# Interface markup and scripts
- - - - -
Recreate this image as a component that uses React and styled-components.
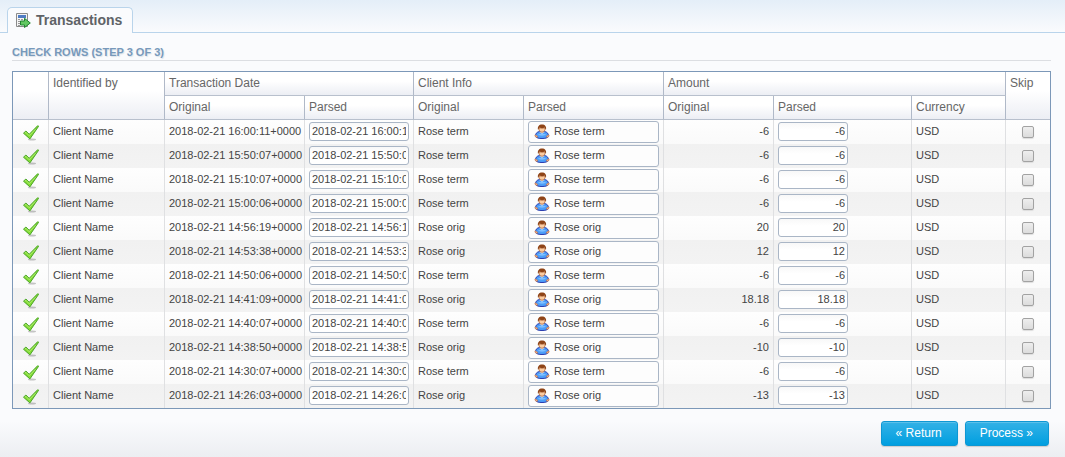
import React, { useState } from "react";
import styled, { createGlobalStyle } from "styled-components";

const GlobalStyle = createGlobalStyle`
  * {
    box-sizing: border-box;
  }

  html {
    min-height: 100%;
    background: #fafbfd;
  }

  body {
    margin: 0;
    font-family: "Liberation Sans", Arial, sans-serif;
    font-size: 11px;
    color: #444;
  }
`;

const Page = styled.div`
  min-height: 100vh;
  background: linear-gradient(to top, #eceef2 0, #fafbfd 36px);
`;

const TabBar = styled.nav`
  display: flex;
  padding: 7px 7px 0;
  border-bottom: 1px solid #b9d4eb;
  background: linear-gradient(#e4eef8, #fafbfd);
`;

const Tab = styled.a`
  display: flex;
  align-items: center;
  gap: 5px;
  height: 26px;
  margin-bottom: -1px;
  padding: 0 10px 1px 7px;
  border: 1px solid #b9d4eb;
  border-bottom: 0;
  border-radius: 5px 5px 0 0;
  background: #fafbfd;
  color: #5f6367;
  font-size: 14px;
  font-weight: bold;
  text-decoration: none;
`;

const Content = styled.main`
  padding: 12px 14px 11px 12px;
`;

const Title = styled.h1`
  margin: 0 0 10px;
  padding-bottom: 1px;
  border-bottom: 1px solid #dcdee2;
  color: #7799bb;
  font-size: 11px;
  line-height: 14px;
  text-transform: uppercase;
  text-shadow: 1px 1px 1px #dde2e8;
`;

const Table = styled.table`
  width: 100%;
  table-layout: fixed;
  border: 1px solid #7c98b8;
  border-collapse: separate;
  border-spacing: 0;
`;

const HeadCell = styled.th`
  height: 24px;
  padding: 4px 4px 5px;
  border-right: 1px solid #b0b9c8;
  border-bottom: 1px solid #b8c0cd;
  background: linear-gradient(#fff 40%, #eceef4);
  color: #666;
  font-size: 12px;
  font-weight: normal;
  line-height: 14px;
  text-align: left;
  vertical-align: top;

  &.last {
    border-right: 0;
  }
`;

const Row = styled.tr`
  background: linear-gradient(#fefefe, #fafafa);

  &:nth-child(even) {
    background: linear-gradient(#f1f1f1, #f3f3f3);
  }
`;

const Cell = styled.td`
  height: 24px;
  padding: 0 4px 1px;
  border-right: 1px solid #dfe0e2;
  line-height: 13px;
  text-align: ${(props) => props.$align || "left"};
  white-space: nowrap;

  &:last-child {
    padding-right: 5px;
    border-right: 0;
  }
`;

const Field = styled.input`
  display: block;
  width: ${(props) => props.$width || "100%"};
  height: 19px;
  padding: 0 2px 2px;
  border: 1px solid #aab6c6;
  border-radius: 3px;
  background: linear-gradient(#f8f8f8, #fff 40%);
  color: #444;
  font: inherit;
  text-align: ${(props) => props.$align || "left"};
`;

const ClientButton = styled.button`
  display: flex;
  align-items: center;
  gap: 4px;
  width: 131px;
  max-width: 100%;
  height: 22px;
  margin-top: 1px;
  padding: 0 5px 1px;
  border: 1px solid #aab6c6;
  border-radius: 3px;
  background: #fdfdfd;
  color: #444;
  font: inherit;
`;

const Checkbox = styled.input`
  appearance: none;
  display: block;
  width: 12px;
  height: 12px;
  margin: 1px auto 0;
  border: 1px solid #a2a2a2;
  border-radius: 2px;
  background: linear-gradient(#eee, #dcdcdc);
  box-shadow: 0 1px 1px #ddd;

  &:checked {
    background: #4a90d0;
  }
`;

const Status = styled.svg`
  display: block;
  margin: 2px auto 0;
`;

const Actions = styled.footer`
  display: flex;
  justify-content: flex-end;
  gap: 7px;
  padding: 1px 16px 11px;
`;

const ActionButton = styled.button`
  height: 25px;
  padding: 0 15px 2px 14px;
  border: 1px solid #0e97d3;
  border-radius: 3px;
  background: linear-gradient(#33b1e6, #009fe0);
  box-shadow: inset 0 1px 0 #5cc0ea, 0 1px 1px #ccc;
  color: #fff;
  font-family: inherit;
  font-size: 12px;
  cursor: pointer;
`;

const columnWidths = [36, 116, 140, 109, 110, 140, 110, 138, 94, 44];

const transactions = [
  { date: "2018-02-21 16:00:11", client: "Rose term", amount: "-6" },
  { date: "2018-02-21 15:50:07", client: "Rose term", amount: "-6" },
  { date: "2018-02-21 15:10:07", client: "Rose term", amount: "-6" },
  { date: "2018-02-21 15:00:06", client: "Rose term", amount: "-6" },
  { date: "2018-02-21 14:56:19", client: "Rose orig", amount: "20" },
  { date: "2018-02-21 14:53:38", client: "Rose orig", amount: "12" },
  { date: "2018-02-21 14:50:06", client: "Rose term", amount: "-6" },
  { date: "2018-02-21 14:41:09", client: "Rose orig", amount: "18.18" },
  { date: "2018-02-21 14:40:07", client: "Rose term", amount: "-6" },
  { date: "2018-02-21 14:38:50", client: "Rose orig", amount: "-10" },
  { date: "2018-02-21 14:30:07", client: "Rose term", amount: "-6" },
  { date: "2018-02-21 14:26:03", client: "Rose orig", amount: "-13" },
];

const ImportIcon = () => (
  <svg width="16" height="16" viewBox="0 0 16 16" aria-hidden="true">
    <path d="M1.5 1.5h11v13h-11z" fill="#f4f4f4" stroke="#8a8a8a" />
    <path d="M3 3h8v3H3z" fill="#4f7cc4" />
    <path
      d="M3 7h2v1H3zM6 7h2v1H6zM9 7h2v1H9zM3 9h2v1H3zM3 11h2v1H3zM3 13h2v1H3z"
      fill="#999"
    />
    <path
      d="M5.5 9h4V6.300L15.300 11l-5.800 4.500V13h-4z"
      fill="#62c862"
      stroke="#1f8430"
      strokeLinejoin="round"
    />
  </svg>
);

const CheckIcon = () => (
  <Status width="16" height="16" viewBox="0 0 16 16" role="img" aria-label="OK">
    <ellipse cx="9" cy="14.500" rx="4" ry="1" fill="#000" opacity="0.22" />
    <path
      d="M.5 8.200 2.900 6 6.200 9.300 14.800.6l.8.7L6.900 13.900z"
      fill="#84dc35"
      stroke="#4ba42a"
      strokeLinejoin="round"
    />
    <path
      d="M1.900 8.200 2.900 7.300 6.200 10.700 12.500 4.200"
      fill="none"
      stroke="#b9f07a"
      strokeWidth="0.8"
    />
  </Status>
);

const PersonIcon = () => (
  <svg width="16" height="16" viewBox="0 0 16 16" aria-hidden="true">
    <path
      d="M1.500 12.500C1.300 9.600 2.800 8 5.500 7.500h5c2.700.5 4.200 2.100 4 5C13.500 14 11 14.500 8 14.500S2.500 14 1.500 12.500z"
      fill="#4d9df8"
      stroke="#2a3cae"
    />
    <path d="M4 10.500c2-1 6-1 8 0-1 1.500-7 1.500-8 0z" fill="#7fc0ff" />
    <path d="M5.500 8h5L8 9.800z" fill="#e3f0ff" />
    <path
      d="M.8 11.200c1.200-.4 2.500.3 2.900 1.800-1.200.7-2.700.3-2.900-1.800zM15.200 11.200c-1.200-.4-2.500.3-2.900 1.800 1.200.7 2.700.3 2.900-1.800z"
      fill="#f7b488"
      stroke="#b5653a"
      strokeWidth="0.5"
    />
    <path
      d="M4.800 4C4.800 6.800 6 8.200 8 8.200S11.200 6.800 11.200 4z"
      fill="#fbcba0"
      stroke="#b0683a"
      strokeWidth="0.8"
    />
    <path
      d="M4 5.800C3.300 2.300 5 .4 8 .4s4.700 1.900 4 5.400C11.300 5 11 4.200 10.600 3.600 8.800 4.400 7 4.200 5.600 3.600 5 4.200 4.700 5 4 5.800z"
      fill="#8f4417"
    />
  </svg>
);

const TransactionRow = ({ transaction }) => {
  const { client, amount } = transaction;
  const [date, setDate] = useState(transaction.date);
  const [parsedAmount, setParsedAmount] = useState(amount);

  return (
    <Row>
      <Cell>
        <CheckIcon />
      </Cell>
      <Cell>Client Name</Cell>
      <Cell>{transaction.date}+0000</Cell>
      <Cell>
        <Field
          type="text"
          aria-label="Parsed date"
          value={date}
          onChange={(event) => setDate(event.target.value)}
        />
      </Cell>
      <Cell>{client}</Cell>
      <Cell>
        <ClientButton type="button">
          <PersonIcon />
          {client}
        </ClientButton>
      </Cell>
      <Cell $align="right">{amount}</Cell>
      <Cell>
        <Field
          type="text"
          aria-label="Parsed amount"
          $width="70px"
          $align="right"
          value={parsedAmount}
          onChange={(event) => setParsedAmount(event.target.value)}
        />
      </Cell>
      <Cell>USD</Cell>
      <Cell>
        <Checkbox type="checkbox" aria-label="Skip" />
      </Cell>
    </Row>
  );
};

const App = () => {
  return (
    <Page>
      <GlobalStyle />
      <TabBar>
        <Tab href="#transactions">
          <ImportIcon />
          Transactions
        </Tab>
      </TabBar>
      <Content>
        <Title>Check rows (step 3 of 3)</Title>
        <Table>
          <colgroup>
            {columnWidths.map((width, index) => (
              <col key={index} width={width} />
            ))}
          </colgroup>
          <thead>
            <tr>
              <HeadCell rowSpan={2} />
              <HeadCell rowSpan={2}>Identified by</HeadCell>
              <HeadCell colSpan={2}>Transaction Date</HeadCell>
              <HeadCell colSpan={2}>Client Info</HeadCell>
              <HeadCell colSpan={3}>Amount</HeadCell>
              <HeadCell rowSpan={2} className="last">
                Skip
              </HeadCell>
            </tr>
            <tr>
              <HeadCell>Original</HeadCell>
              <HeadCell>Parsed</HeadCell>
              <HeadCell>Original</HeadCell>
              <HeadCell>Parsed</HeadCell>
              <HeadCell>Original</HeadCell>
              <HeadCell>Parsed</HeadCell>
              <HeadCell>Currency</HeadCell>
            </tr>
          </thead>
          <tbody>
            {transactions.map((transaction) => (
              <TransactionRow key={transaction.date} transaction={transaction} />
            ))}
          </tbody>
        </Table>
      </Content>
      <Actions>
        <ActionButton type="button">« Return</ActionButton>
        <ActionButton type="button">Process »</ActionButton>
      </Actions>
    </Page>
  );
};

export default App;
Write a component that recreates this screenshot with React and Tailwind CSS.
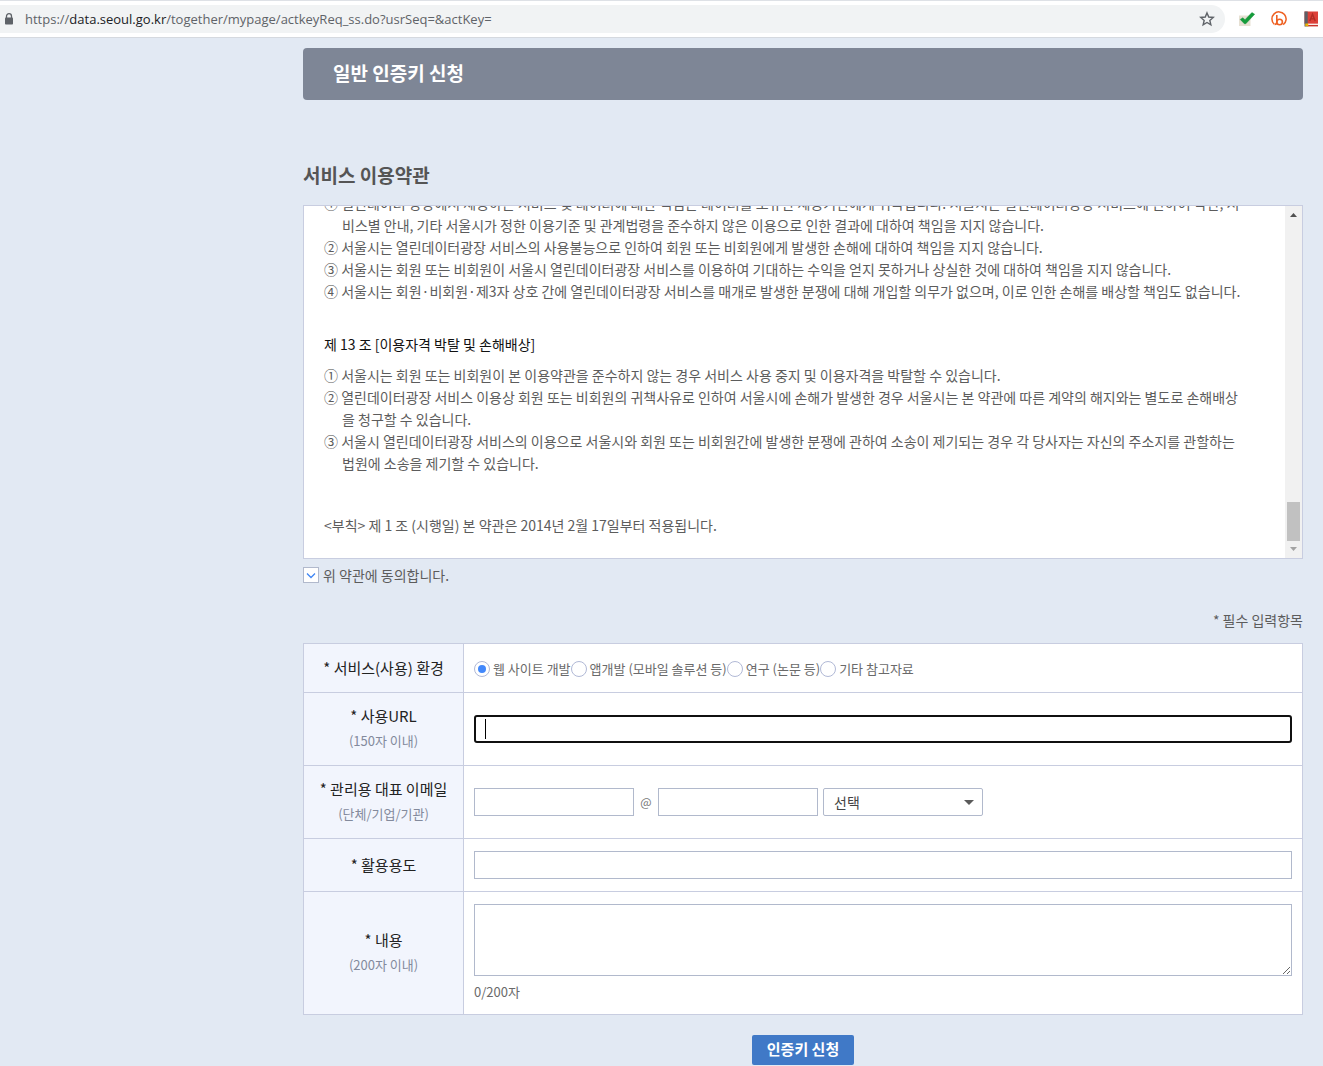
- - - - -
Find every line that holds "this" and copy it.

# Final result
Recreate this image as a component that uses React and styled-components.
Write a component that recreates this screenshot with React and Tailwind CSS.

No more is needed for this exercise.